GRAND SLAM TENNIS ARCHIVE
GRAND SLAM TENNIS STATISTICS


OTHER STATISTICS PAGES

No. 1 DO THE TOP MALE PLAYERS HAVE EASIER MATCHES IN THE FIRST WEEK OF GRAND SLAMS THAN THEY DID IN THE PAST?

No. 2 HOW WELL DO HOME PLAYERS PERFORM IN THEIR GRAND SLAM EVENTS?

No. 3 WHAT WAS THE CHALLENGE ROUND?

No. 4 WHO LOST IN GRAND SLAM FINALS?

No. 5 WHAT ARE THE MEN'S SINGLES GRAND SLAM RECORDS?

No. 6 WHAT IS A TRIPLE BAGEL?

No. 7 WHAT ARE QUALIFIERS, LUCKY LOSERS AND WILD CARDS?

No. 8 WHO LOST IN GRAND SLAM SEMI FINALS?
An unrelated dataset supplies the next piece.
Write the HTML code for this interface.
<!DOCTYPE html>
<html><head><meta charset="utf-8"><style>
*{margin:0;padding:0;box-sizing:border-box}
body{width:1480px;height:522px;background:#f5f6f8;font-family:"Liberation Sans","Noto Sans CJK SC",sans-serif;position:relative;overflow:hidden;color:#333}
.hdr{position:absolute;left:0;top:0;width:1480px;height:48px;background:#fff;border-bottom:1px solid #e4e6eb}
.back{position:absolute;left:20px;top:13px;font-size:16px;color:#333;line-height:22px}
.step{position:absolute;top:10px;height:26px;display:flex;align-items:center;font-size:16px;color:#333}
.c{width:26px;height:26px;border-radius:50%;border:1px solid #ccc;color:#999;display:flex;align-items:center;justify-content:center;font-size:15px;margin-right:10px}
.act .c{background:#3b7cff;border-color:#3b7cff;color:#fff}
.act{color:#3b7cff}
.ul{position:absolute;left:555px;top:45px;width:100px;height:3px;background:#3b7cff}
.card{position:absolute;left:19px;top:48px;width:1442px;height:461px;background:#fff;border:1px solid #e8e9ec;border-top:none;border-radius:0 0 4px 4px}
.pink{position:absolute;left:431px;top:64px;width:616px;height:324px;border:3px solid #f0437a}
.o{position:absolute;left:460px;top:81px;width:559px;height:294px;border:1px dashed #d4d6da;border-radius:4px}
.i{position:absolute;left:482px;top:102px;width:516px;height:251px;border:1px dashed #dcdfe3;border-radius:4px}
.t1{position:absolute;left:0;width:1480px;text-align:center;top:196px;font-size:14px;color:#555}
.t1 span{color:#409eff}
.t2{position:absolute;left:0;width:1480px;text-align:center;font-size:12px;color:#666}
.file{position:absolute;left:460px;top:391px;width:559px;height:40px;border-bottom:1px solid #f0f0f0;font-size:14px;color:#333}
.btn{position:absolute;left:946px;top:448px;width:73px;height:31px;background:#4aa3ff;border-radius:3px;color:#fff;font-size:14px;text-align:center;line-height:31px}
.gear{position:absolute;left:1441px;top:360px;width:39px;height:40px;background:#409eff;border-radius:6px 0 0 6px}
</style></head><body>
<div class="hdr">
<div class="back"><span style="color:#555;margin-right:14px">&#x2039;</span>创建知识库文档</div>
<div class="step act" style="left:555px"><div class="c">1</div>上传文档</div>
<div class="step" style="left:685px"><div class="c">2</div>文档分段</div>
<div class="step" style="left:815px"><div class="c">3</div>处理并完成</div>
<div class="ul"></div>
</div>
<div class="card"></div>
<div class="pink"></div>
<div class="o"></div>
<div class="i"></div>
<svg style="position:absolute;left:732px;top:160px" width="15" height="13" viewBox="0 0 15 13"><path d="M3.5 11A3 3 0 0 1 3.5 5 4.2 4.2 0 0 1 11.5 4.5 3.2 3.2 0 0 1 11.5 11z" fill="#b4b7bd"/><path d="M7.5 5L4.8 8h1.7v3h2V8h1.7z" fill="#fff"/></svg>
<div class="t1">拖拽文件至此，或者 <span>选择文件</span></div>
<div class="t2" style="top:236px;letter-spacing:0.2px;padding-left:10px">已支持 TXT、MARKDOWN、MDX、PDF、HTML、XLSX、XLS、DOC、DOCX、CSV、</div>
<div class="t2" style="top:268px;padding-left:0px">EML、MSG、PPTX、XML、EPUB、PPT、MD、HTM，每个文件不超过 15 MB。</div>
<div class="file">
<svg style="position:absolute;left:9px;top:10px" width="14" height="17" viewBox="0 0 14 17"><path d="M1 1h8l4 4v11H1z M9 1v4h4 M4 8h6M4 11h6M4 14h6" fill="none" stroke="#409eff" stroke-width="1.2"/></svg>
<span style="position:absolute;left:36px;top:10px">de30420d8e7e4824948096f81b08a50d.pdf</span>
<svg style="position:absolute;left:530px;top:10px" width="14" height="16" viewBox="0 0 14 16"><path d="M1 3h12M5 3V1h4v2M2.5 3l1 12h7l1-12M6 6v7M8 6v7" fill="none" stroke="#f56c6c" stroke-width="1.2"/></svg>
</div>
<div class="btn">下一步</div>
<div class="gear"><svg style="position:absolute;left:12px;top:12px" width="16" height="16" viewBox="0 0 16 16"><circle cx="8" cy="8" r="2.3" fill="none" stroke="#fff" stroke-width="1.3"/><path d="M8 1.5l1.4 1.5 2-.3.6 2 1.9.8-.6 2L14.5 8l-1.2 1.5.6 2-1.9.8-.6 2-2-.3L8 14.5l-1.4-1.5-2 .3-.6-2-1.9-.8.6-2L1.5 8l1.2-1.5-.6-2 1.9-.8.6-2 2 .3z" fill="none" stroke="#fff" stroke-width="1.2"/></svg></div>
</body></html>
No. 9 WHICH GREAT HAD THE BEST RECORD AGAINST OTHER GREATS?

No. 10 WHAT IS SEEDING?

No. 11 WHO WERE THE MOST AND LEAST DOMINANT CHAMPIONS?

No. 12 WHO WERE THE MOST SUCCESSFUL TENNIS FAMILIES?

No. 13 WHAT IS A DEFAULT?

No. 14 WHAT NATIONALITY ARE GRAND AND PRO SLAM CHAMPIONS?
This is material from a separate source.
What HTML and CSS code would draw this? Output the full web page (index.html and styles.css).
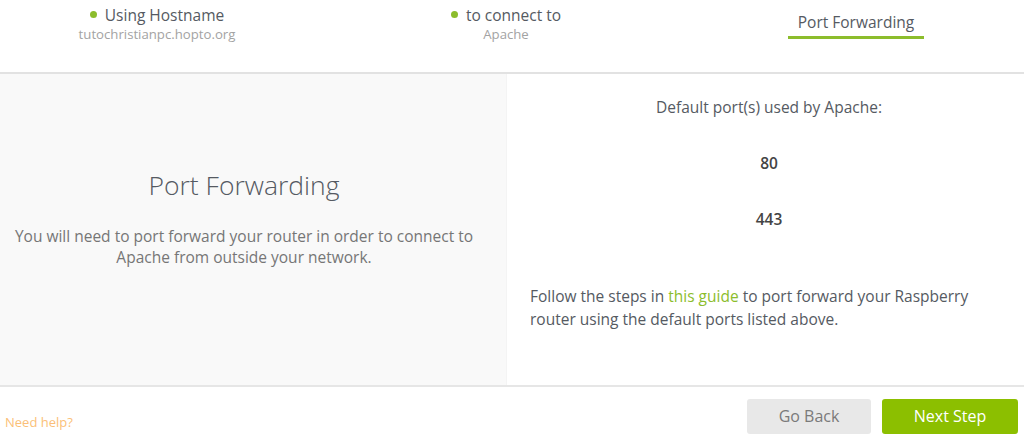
FILE: index.html
```html
<!DOCTYPE html>
<html>
<head>
<meta charset="utf-8">
<link rel="stylesheet" href="styles.css">
</head>
<body>
<header class="steps">
  <div class="step step-1">
    <div class="step-title"><span class="dot"></span>Using Hostname</div>
    <div class="step-sub">tutochristianpc.hopto.org</div>
  </div>
  <div class="step step-2">
    <div class="step-title"><span class="dot"></span>to connect to</div>
    <div class="step-sub">Apache</div>
  </div>
  <div class="step step-3">
    <div class="step-title active">Port Forwarding</div>
  </div>
</header>
<main class="content">
  <section class="left">
    <h1 class="left-title">Port Forwarding</h1>
    <p class="left-text">You will need to port forward your router in order to connect to Apache from outside your network.</p>
  </section>
  <section class="right">
    <p class="ports-label">Default port(s) used by Apache:</p>
    <p class="port">80</p>
    <p class="port">443</p>
    <p class="guide">Follow the steps in <a href="#" class="link">this guide</a> to port forward your Raspberry router using the default ports listed above.</p>
  </section>
</main>
<footer class="footer">
  <a href="#" class="help">Need help?</a>
  <div class="buttons">
    <button class="btn btn-back">Go Back</button>
    <button class="btn btn-next">Next Step</button>
  </div>
</footer>
</body>
</html>
```
FILE: styles.css
```css
* { box-sizing: border-box; }
html, body { margin: 0; padding: 0; }
body {
  width: 1024px;
  height: 436px;
  overflow: hidden;
  font-family: "Open Sans", "Liberation Sans", sans-serif;
  background: #fff;
  color: #555;
}
.steps {
  height: 74px;
  display: grid;
  grid-template-columns: 314px 384px 1fr;
  border-bottom: 2px solid #e2e2e2;
  background: #fff;
}
.step { text-align: center; padding-top: 1px; }
.step-title {
  font-size: 15.5px;
  line-height: 22px;
  color: #555a62;
  display: inline-flex;
  align-items: center;
}
.dot {
  width: 7px;
  height: 7px;
  border-radius: 50%;
  background: #8cbd2c;
  margin-right: 8px;
}
.step-sub {
  font-size: 13.2px;
  line-height: 17px;
  color: #a3a3a3;
}
.step-3 { padding-top: 11px; padding-right: 10px; }
.step-title.active {
  padding: 0 10px 3px;
  border-bottom: 3px solid #8cbd2c;
}
.content {
  display: flex;
  height: 313px;
  border-bottom: 2px solid #e6e6e6;
}
.left {
  width: 507px;
  background: #f9f9f9;
  border-right: 1px solid #f4f4f4;
  padding: 94px 20px 0 2px;
  text-align: center;
}
.left-title {
  margin: 0;
  font-size: 26.5px;
  font-weight: 300;
  line-height: 34px;
  color: #555a62;
}
.left-text {
  margin: 24px 0 0;
  font-size: 15.5px;
  line-height: 21px;
  color: #767676;
}
.right {
  flex: 1;
  padding: 22px 18px 0 23px;
}
.ports-label {
  margin: 0;
  text-align: center;
  font-size: 15.5px;
  line-height: 22px;
  color: #555a62;
  padding-left: 2px;
}
.port {
  margin: 34px 0 0;
  text-align: center;
  font-size: 15.5px;
  font-weight: 600;
  line-height: 22px;
  color: #444;
  padding-left: 2px;
}
.guide {
  margin: 55px 0 0;
  font-size: 15.5px;
  line-height: 23px;
  color: #555a62;
}
.link { color: #8cbd2c; text-decoration: none; }
.footer {
  height: 48px;
  display: flex;
  align-items: center;
  justify-content: space-between;
  padding: 0 6px 0 5px;
}
.help {
  font-size: 13px;
  color: #fbbf78;
  text-decoration: none;
  margin-top: 22px;
}
.buttons { display: flex; gap: 11px; margin-top: 10px; }
.btn {
  font-family: "Open Sans", "Liberation Sans", sans-serif;
  font-size: 16px;
  height: 35px;
  border: none;
  border-radius: 3px;
  cursor: pointer;
}
.btn-back {
  width: 124px;
  background: #e8e8e8;
  color: #7a7a7a;
}
.btn-next {
  width: 136px;
  background: #8cbf00;
  color: #fff;
}
```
No. 16 WHO WERE THE MOST SUCCESSFUL CHAMPIONS ON EACH SURFACE?


In the fifteenth article of the series, the results on this website, displayed as statistics, answer the question:

WHAT IS A RETIREMENT?

A retirement happens when a player has to quit a match before the match is over due to injury or illness (the abbreviation rtd. is often shown in the draw). Retiring from a tennis match is something a lot of players have experienced at some point in their careers. Retiring from tennis matches is not a modern phenomenon. People have been doing it ever since Wimbledon 1877, when J. Lambert retired against L. Erskine in the second round of the first Grand Slam championship. However, nowadays it is more common than it once was. Back in the days before open tennis on the pro circuit, retirements and walkovers were very rare. World Championship Series tours (often with just two players competing for the title of pro champion) relied heavily on gate fees to generate income. The players had to provide a reliable service to the paying public, which meant they played many times with injuries. After playing a gruelling match, players often had to drive long distances late into the night to travel to the following night's venue during World Championship series tours. It was a hard life and there were some players, fresh from the amateur ranks, who found it very difficult to adjust to life on the pro circuit. People often cite the demands of modern tennis on the body for the reason there are more retirements nowadays than there once were. However, it is also worth mentioning that players in the pre-open era had no seats at changeovers, there was far less times spent between points in which to recover from the previous point and there were no tie breaks. At Grand Slams top men's singles players were usually involved in the men's doubles (then best of five no-tiebreak sets), which often meant playing two matches in a day even in the later stages of a tournament. Also, physios/doctors were not on hand to give players treatment at changeovers like they are today.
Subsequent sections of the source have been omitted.